Identify the lines holding "table" and copy them.

Rows from a dataset of pages and code:
┄┄┄┄┄┄

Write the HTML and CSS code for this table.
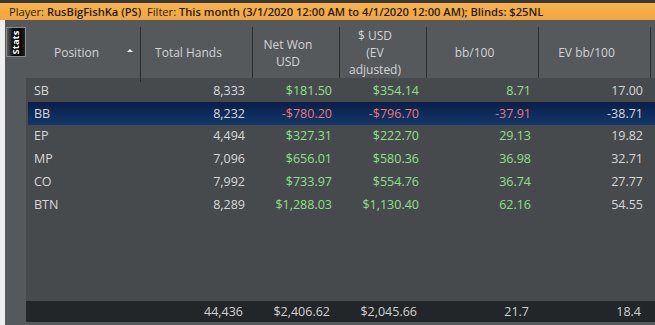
FILE: index.html
```html
<!DOCTYPE html>
<html>
<head>
<meta charset="utf-8">
<link rel="stylesheet" href="styles.css">
</head>
<body>
<div class="topstrip"></div>
<div class="filterbar">Player: <b>RusBigFishKa (PS)</b>&nbsp; Filter: <b>This month (3/1/2020 12:00 AM to 4/1/2020 12:00 AM); Blinds: $25NL</b></div>
<div class="main">
  <div class="edge"></div>
  <div class="side"><div class="tab"><span>Stats</span></div></div>
  <div class="table">
    <div class="head">
      <div class="hc pos">Position<span class="arrow"></span></div>
      <div class="hc">Total Hands</div>
      <div class="hc">Net Won<br>USD</div>
      <div class="hc">$ USD<br>(EV<br>adjusted)</div>
      <div class="hc">bb/100</div>
      <div class="hc">EV bb/100</div>
      <div class="hc last"></div>
    </div>
    <div class="rows">
      <div class="row"><span class="l">SB</span><span>8,333</span><span class="g">$181.50</span><span class="g">$354.14</span><span class="g">8.71</span><span>17.00</span></div>
      <div class="row sel"><span class="l">BB</span><span>8,232</span><span class="r">-$780.20</span><span class="r">-$796.70</span><span class="r">-37.91</span><span>-38.71</span></div>
      <div class="row"><span class="l">EP</span><span>4,494</span><span class="g">$327.31</span><span class="g">$222.70</span><span class="g">29.13</span><span>19.82</span></div>
      <div class="row"><span class="l">MP</span><span>7,096</span><span class="g">$656.01</span><span class="g">$580.36</span><span class="g">36.98</span><span>32.71</span></div>
      <div class="row"><span class="l">CO</span><span>7,992</span><span class="g">$733.97</span><span class="g">$554.76</span><span class="g">36.74</span><span>27.77</span></div>
      <div class="row"><span class="l">BTN</span><span>8,289</span><span class="g">$1,288.03</span><span class="g">$1,130.40</span><span class="g">62.16</span><span>54.55</span></div>
    </div>
    <div class="foot"><span></span><span>44,436</span><span>$2,406.62</span><span>$2,045.66</span><span>21.7</span><span>18.4</span></div>
    <div class="bottom"></div>
  </div>
</div>
</body>
</html>
```
FILE: styles.css
```css
html, body { margin: 0; padding: 0; }
body {
  width: 655px; height: 325px; overflow: hidden;
  font-family: "Open Sans", "DejaVu Sans", sans-serif;
  background: #55595c;
  display: flex; flex-direction: column;
}
.topstrip { height: 3px; background: #35393c; }
.filterbar {
  height: 17px; line-height: 17px;
  background: linear-gradient(#f8b24b, #f3a63f);
  color: #1c1c1c; font-size: 11.15px; padding-left: 9px;
  white-space: nowrap;
}
.filterbar b { font-weight: 600; }
.main { flex: 1; display: flex; min-height: 0; }
.edge { width: 5px; background: #eeeeee; }
.side { width: 21px; background: #55595c; }
.tab {
  margin: 7px 0 0 1px; width: 18px; height: 28px;
  border: 1px solid #8a8d90;
  background: linear-gradient(90deg, #5a5a5a, #000 40%, #000 70%, #222);
  display: flex; align-items: center; justify-content: center;
}
.tab span {
  transform: rotate(-90deg); color: #fff; font-size: 9.5px; font-weight: 700;
  white-space: nowrap; display: block;
}
.table { flex: 1; display: flex; flex-direction: column; }
.head, .row, .foot {
  display: grid;
  grid-template-columns: 115px 112px 87px 87px 112px 112px 1fr;
}
.head { height: 58px; background: #55595c; }
.hc {
  border-right: 1px solid #2b2e31; margin: 7px 0 4px;
  padding: 0 16px 4px 0;
  color: #d2d4d6; font-size: 12px; line-height: 17px;
  display: flex; align-items: center; justify-content: center; text-align: center;
}
.hc.pos { position: relative; padding-right: 13px; }
.hc.last { border-right: none; padding: 0; }
.arrow {
  position: absolute; left: 101px; top: 22px;
  width: 0; height: 0;
  border-left: 3px solid transparent; border-right: 3px solid transparent;
  border-bottom: 3px solid #e8e8e8;
}
.rows { flex: 1; background: #474a4d; padding-top: 1px; }
.row { height: 22.8px; align-items: center; font-size: 12.5px; color: #d6d8da; }
.row span, .foot span { text-align: right; padding-right: 8px; white-space: nowrap; }
.row span.l { text-align: left; padding-left: 8px; }
.row .g { color: #8ee08a; }
.row .r { color: #f07676; }
.row.sel {
  background: linear-gradient(#0a1e48, #12386a);
  box-shadow: inset 2px 0 0 #474a4d;
}
.foot {
  height: 21px; background: #222629; align-items: center;
  font-size: 12.5px; color: #d0d2d4;
}
.foot span { padding-right: 10px; }
.bottom { height: 3px; background: #55595c; }
```
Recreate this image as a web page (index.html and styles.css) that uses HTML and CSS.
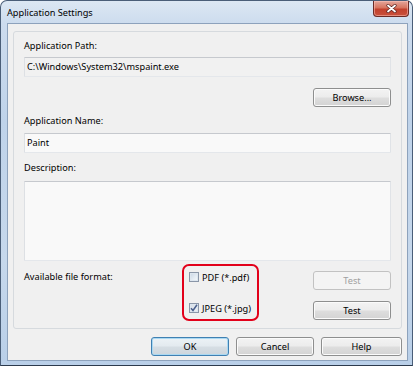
FILE: index.html
```html
<!DOCTYPE html>
<html>
<head>
<meta charset="utf-8">
<title>Application Settings</title>
<link rel="stylesheet" href="styles.css">
</head>
<body>
<div class="window">
  <div class="titlebar">
    <span class="title">Application Settings</span>
    <div class="close">
      <svg width="11" height="9" viewBox="0 0 11 9"><path d="M2 1.5 L9 7.5 M9 1.5 L2 7.5" stroke="#5a2320" stroke-width="3.2" stroke-linecap="round" fill="none"/><path d="M2 1.5 L9 7.5 M9 1.5 L2 7.5" stroke="#ffffff" stroke-width="1.8" stroke-linecap="round" fill="none"/></svg>
    </div>
  </div>
  <div class="client">
    <div class="group">
      <div class="label first">Application Path:</div>
      <div class="field readonly">C:\Windows\System32\mspaint.exe</div>
      <div class="browse-row"><button class="btn">Browse...</button></div>
      <div class="label after-btn">Application Name:</div>
      <div class="field">Paint</div>
      <div class="label after-field">Description:</div>
      <div class="field textarea"></div>
      <div class="format-row">
        <div class="label format-label">Available file format:</div>
        <div class="highlight">
          <div class="check"><span class="box"></span><span>PDF (*.pdf)</span></div>
          <div class="check"><span class="box checked"><svg width="8" height="8" viewBox="0 0 8 8"><path d="M1 4.2 L3 6.5 L7 0.8" stroke="#4a5f8c" stroke-width="1.5" fill="none"/></svg></span><span>JPEG (*.jpg)</span></div>
        </div>
        <div class="tests">
          <button class="btn disabled">Test</button>
          <button class="btn">Test</button>
        </div>
      </div>
    </div>
    <div class="actions">
      <button class="btn default">OK</button>
      <button class="btn">Cancel</button>
      <button class="btn help">Help</button>
    </div>
  </div>
</div>
</body>
</html>
```
FILE: styles.css
```css
html, body {
  margin: 0;
  padding: 0;
  background: #ffffff;
}

body {
  font-family: "Noto Sans", "Open Sans", sans-serif;
  font-size: 9.2px;
  color: #000;
}

.window {
  width: 413px;
  height: 366px;
  box-sizing: border-box;
  border: 1px solid #4a5e78;
  border-bottom-color: #2c3a4c;
  border-radius: 7px 7px 0 0;
  background: linear-gradient(to bottom, #dce7f3 0px, #cddcee 22px, #bfd3ea 120px, #c6d8ec 260px, #b9cfe8 366px);
  display: flex;
  flex-direction: column;
}

.titlebar {
  height: 22px;
  display: flex;
  align-items: flex-start;
  justify-content: space-between;
}

.title {
  margin: 5px 0 0 6px;
  line-height: 14px;
  color: #000;
}

.close {
  width: 36px;
  height: 16px;
  box-sizing: border-box;
  margin-right: 3px;
  border: 1px solid #6b2b26;
  border-top: none;
  border-radius: 0 0 4px 4px;
  background: linear-gradient(to bottom, #e3a79c 0%, #d7745f 45%, #c2412d 55%, #c9513c 100%);
  box-shadow: inset 0 0 0 1px rgba(255, 200, 190, 0.5);
  display: flex;
  align-items: center;
  justify-content: center;
}

.client {
  margin: 0 4px 4px 6px;
  border: 1px solid #8da2bc;
  background: #f0f0f0;
  padding: 7px 5px 4px 5px;
  display: flex;
  flex-direction: column;
}

.group {
  border: 1px solid #d6dade;
  border-radius: 3px;
  padding: 7px 10px 7px 10px;
  display: flex;
  flex-direction: column;
}

.label {
  line-height: 14px;
  height: 14px;
  white-space: nowrap;
}

.label.after-btn {
  margin-top: 7px;
}

.label.after-field {
  margin-top: 8px;
}

.field {
  height: 20px;
  box-sizing: border-box;
  margin-top: 5px;
  border: 1px solid;
  border-color: #c6c9ce #e0e3e7 #e4e7eb #dde0e4;
  border-radius: 1px;
  background: #f9f9f9;
  padding: 0 2px;
  line-height: 18px;
}

.label.first + .field {
  margin-top: 4px;
}

.field.readonly {
  background: #f1f1f1;
}

.field.textarea {
  height: 80px;
  margin-top: 6px;
}

.browse-row {
  display: flex;
  justify-content: flex-end;
  margin-top: 11px;
}

.btn {
  font-family: inherit;
  font-size: inherit;
  color: #000;
  width: 78px;
  height: 19px;
  padding: 0;
  box-sizing: border-box;
  border: 1px solid #8e8f8f;
  border-radius: 3px;
  background: linear-gradient(to bottom, #f3f3f3 0%, #ececec 48%, #dedede 52%, #d3d3d3 100%);
  box-shadow: inset 0 0 0 1px #fbfbfb;
  line-height: 16px;
  text-align: center;
}

.btn.disabled {
  color: #a0a0a0;
  border-color: #c2c2c2;
  background: #f4f4f4;
  box-shadow: none;
}

.btn.default {
  border-color: #3f80b2;
  background: linear-gradient(to bottom, #ecf2f6 0%, #e3eaef 48%, #d6dee4 52%, #ccd5dc 100%);
  box-shadow: inset 0 0 0 1px #a9d8f2;
}

.btn.help {
  width: 81px;
}

.format-row {
  display: flex;
  align-items: flex-start;
  margin-top: 3px;
}

.format-label {
  width: 158px;
  margin-top: 6px;
}

.highlight {
  width: 77px;
  box-sizing: border-box;
  border: 2px solid #e2001a;
  border-radius: 7px;
  padding: 4px 4px 4px 5px;
  display: flex;
  flex-direction: column;
  gap: 17px;
}

.check {
  display: flex;
  align-items: center;
  height: 14px;
  gap: 3px;
  white-space: nowrap;
}

.box {
  width: 10px;
  height: 10px;
  box-sizing: border-box;
  border: 1px solid #8a96a8;
  background: linear-gradient(135deg, #c9d6e4 0%, #e6edf4 60%, #f7f9fb 100%);
  box-shadow: inset 0 0 0 1px #dde6ef;
  display: flex;
  align-items: center;
  justify-content: center;
}

.box.checked {
  background: linear-gradient(135deg, #d6dde6 0%, #eef1f5 100%);
}

.tests {
  margin-left: auto;
  margin-top: 7px;
  display: flex;
  flex-direction: column;
  gap: 11px;
}

.actions {
  display: flex;
  justify-content: flex-end;
  gap: 7px;
  margin-top: 8px;
}
```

┄┄┄┄┄┄

*SOLUTION TO THIS TASK:*
Write the HTML and CSS code for this table.
  <div class="table">
.table { flex: 1; display: flex; flex-direction: column; }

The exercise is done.